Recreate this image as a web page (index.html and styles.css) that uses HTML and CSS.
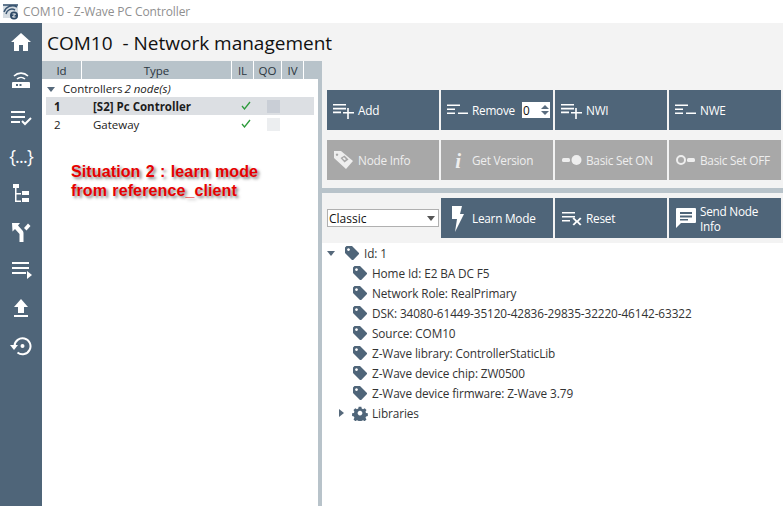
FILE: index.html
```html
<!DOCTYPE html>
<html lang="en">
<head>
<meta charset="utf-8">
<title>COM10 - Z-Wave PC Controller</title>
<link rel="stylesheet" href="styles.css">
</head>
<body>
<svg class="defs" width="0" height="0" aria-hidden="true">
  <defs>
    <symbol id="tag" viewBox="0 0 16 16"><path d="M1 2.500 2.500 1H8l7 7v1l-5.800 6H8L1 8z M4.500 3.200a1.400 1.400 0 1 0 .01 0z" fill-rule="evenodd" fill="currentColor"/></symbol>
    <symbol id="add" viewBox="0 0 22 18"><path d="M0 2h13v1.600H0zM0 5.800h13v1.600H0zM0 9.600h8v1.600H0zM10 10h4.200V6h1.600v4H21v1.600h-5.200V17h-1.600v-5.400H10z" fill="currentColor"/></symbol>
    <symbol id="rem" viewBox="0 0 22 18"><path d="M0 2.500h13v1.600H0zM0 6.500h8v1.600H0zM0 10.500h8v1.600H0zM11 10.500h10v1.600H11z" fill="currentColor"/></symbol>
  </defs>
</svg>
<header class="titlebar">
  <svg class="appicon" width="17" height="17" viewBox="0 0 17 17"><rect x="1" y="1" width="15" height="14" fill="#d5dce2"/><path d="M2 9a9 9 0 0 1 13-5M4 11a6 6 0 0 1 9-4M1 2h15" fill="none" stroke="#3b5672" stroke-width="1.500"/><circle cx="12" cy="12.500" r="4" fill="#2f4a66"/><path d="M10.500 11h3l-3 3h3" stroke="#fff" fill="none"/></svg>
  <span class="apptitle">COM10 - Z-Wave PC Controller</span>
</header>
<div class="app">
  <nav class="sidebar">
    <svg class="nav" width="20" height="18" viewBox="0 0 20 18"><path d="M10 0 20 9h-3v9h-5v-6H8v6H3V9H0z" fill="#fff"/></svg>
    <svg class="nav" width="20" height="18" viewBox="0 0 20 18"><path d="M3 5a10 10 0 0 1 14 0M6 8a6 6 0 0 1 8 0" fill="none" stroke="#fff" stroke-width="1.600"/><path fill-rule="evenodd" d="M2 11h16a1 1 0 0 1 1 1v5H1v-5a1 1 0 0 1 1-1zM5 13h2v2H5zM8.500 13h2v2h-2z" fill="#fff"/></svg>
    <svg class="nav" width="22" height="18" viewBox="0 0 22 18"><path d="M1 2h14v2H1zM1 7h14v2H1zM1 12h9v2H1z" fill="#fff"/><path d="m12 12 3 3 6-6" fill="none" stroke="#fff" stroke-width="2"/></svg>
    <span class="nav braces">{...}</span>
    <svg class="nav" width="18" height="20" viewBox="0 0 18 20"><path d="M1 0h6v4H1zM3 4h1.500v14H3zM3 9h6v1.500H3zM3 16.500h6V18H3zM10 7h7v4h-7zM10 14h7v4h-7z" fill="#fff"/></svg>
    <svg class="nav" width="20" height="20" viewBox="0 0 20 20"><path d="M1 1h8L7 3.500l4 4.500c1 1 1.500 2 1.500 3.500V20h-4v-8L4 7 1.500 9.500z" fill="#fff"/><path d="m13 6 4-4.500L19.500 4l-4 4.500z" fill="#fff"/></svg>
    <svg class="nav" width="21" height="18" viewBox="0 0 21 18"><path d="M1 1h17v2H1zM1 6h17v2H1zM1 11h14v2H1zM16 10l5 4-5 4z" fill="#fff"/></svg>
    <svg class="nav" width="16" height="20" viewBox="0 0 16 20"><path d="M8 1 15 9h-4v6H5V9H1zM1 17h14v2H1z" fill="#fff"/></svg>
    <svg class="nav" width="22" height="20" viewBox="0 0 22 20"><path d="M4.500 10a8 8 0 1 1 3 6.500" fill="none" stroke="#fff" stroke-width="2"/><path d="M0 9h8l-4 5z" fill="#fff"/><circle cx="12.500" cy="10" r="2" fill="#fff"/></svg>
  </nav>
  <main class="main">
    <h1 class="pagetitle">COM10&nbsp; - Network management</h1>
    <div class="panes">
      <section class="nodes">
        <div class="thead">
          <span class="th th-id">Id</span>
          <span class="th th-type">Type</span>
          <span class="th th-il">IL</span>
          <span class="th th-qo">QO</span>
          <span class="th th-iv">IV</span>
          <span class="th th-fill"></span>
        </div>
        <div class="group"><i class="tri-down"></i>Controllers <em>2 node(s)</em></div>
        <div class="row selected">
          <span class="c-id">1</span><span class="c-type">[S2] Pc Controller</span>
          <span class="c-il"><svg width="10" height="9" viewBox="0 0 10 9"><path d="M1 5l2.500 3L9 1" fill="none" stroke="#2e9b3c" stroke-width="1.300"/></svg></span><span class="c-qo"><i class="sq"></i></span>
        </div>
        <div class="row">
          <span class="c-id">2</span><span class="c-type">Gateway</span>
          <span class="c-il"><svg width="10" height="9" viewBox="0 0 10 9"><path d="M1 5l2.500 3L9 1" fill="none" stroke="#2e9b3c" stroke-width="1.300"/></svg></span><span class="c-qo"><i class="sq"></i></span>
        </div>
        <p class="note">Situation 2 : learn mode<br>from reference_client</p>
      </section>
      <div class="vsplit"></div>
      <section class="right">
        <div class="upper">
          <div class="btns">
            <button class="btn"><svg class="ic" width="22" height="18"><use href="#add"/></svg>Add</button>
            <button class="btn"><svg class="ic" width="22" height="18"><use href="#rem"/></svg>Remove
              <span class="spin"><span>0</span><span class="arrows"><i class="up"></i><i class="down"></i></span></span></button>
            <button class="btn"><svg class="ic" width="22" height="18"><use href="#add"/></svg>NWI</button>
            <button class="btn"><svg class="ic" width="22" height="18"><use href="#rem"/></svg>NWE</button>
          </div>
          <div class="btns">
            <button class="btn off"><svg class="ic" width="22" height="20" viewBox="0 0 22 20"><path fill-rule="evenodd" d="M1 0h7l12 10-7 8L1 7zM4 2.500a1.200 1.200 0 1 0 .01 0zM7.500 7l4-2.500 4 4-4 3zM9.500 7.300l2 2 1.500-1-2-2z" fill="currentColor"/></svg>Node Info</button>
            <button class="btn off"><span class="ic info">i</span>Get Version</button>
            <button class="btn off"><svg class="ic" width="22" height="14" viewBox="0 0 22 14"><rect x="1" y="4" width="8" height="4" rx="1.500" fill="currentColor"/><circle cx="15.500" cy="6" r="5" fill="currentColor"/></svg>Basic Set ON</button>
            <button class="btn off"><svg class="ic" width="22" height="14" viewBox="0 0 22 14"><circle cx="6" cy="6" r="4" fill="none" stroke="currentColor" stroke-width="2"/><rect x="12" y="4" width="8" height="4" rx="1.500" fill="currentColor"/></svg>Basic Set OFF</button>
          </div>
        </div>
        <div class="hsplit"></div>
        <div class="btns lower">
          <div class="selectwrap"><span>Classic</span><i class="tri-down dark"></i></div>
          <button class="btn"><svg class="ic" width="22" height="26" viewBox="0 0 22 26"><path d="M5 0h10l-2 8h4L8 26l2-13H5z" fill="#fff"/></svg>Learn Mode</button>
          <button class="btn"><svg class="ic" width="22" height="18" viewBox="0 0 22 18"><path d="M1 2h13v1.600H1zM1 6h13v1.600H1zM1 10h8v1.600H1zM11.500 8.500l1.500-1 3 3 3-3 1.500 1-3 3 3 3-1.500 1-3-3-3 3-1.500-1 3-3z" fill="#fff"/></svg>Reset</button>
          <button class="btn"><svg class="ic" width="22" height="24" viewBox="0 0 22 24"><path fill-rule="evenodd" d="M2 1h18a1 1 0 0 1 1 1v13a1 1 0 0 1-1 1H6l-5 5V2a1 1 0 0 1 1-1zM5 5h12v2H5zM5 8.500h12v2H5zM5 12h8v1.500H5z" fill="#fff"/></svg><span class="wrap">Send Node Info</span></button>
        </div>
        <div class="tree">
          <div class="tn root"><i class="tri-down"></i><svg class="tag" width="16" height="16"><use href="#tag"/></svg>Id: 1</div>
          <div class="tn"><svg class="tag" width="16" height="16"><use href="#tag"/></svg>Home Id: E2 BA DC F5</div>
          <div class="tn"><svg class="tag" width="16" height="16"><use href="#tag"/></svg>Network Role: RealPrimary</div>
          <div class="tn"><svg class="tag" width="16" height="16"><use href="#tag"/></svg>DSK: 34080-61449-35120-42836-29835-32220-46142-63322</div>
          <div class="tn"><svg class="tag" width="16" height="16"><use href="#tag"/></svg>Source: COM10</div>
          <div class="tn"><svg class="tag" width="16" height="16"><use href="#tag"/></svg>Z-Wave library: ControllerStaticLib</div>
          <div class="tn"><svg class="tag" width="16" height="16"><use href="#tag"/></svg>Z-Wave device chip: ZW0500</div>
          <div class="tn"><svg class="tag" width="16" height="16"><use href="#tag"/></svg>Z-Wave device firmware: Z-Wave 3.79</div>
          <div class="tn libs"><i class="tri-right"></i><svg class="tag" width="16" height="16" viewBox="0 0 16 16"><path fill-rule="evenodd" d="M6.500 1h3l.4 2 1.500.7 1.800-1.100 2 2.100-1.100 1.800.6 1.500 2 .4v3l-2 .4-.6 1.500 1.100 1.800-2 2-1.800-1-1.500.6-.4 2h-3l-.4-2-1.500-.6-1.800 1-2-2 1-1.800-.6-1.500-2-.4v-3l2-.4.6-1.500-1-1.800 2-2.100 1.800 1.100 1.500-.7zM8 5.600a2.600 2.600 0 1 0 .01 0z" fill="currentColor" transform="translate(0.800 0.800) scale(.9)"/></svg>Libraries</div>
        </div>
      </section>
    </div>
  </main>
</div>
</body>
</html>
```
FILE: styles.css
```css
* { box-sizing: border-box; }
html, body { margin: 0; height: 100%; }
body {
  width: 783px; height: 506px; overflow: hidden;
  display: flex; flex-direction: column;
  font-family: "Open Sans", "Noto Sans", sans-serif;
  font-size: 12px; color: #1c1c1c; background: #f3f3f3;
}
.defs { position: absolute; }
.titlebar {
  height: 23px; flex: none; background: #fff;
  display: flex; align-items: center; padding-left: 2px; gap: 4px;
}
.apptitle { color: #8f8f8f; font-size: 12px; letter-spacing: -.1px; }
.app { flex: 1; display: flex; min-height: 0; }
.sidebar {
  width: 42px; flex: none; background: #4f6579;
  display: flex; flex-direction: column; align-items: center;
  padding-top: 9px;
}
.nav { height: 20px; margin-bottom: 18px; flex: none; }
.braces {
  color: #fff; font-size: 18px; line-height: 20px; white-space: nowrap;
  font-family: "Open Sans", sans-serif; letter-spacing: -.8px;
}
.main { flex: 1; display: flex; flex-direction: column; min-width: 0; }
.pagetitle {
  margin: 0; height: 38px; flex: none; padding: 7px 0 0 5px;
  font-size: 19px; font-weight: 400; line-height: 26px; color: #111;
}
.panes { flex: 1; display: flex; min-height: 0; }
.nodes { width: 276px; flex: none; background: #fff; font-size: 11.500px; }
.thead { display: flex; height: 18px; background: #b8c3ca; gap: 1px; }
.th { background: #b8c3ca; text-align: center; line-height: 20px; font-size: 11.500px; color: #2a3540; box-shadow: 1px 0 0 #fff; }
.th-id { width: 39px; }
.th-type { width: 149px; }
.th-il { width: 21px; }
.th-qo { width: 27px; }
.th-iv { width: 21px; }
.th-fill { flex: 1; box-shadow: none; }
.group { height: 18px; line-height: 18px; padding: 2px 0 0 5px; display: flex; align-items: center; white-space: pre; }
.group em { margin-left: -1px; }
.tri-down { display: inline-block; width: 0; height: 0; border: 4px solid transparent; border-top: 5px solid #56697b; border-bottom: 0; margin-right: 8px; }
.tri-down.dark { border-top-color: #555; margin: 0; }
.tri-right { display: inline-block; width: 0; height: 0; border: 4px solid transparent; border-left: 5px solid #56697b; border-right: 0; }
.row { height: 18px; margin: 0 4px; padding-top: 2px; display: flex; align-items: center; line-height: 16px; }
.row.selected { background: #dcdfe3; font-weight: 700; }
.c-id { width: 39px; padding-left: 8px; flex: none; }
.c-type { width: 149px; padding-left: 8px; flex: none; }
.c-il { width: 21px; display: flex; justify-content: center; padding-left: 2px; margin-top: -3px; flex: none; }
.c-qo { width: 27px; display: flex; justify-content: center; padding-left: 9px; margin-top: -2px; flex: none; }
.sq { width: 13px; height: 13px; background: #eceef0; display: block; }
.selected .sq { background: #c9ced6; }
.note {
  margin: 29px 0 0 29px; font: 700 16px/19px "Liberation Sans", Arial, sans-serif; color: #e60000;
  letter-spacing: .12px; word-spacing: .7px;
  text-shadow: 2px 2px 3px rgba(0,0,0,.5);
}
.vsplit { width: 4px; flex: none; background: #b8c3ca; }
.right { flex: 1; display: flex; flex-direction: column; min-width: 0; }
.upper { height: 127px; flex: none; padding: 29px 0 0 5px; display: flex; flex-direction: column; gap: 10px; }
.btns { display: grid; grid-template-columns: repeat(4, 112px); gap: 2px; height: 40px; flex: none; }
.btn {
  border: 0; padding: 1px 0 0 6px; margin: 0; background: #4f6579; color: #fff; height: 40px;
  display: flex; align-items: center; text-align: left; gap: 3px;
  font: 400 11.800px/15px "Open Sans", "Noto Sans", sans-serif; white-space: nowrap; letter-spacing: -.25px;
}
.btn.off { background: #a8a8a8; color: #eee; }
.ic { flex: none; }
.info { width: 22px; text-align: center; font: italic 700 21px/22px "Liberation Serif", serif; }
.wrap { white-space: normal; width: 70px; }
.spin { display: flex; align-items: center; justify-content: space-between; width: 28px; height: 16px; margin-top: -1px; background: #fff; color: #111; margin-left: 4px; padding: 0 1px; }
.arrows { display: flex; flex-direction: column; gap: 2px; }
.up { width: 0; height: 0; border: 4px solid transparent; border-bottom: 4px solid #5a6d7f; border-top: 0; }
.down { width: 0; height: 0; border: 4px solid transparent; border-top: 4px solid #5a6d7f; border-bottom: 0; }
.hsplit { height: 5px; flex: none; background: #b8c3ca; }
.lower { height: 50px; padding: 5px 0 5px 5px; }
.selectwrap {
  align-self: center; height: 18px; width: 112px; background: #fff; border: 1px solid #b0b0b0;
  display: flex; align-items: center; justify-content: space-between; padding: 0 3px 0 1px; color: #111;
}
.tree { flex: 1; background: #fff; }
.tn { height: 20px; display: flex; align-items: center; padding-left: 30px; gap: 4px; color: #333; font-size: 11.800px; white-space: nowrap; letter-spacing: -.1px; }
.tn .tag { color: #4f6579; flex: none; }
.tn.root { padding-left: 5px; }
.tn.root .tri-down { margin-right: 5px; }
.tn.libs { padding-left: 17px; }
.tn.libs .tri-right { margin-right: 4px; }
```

--

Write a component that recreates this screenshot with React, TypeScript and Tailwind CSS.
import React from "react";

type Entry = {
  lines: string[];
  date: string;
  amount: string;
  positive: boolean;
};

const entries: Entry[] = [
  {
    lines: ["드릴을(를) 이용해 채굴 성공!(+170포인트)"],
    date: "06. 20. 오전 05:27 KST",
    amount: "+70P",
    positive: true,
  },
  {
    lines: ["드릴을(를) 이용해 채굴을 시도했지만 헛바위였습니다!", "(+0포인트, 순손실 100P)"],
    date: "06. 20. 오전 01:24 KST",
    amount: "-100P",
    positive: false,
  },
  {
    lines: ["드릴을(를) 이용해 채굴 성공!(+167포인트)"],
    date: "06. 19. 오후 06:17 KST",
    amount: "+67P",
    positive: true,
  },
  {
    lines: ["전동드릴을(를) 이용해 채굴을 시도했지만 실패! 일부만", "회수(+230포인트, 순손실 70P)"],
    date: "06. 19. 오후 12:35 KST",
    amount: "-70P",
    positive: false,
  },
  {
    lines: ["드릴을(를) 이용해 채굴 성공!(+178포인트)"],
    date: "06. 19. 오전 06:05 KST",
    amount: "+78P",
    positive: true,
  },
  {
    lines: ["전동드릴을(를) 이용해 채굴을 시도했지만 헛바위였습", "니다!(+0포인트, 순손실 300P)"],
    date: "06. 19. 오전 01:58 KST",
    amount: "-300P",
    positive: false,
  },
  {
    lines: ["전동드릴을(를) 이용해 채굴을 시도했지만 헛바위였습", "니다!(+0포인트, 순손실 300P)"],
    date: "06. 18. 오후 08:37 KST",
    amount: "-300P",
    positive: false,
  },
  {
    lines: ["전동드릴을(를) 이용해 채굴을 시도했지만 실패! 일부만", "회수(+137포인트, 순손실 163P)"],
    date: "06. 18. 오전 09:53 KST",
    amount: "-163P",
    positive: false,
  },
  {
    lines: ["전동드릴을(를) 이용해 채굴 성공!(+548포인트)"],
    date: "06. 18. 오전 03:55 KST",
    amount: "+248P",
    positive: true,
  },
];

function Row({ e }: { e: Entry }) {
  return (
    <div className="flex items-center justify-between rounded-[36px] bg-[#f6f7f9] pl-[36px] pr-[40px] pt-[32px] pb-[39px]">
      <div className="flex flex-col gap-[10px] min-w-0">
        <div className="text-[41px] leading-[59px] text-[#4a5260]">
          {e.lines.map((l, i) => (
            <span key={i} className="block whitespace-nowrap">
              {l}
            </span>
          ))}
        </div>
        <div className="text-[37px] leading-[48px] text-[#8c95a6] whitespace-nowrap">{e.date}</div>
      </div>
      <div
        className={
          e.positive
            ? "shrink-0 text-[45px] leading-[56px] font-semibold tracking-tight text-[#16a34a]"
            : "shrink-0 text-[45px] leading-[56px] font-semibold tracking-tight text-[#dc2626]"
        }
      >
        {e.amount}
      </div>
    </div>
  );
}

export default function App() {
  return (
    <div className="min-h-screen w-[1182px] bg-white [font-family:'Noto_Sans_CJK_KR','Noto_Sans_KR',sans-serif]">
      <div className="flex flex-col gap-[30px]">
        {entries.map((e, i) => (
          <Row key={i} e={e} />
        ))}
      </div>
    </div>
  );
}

**STATED EXERCISE:**
In the listing above, find each line with the word "styles" and copy it.

**RESULT OF THIS EXERCISE:**
Recreate this image as a web page (index.html and styles.css) that uses HTML and CSS.
<link rel="stylesheet" href="styles.css">
FILE: styles.css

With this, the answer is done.